Do you know what conversion marketing is? Let’s explore what it really is…
Think of a Perfect Digital Marketing Story
You rank on the top of Google search results, which enables you to get the most number of visitors to the website, which is pitching the perfect message, which drives the maximum inquiries/sales, which keep recurring to boost your marketing ROI and profits.
Let’s Move to the Real Story
In the above story, things went pretty smoothly, which is not the case in the real world. You need to make efforts at every stage to guide or nudge (or even push) the visitor to take the desired actions. This action could be anywhere between more clicks to getting more recurring sales. So, how does a marketer address it? How can they get more conversions at every step?

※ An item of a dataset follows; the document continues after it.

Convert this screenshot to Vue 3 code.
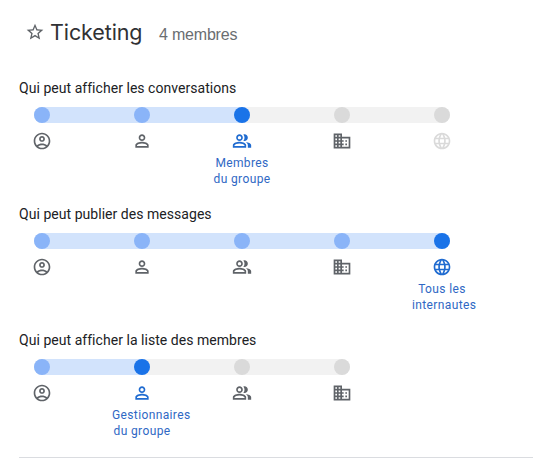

The answer lies in conversion marketing.
What Is Conversion Marketing?
The marketing process that focuses on driving more conversions or attracting users into making the desired action is known as conversion marketing. In other words, it aims to convert more users into paying customers.
Another way of looking at conversion marketing is as a method of reducing the drop off rate. If you can lower the number of users who leave your website or app without making the payment, you can see a growth in the number of conversions, which means your conversion marketing is on the right track.
How to Build a Robust Conversion Marketing Process?
So how exactly can you get started with conversion marketing? The steps below will help.
Step 1: Identify Steps Involved in the Customer Journey
Even though every customer is different and their interaction with the business is unique, you can still identify some common touchpoints at which you qualify the users from one stage to another till conversion. You need to list down these steps and collect various performance metrics at each step.
For example, one of the steps could be the customer’s visit to your main product pages on the website. Various performance metrics for this page could be the number of sessions, average time on page, and bounce rate.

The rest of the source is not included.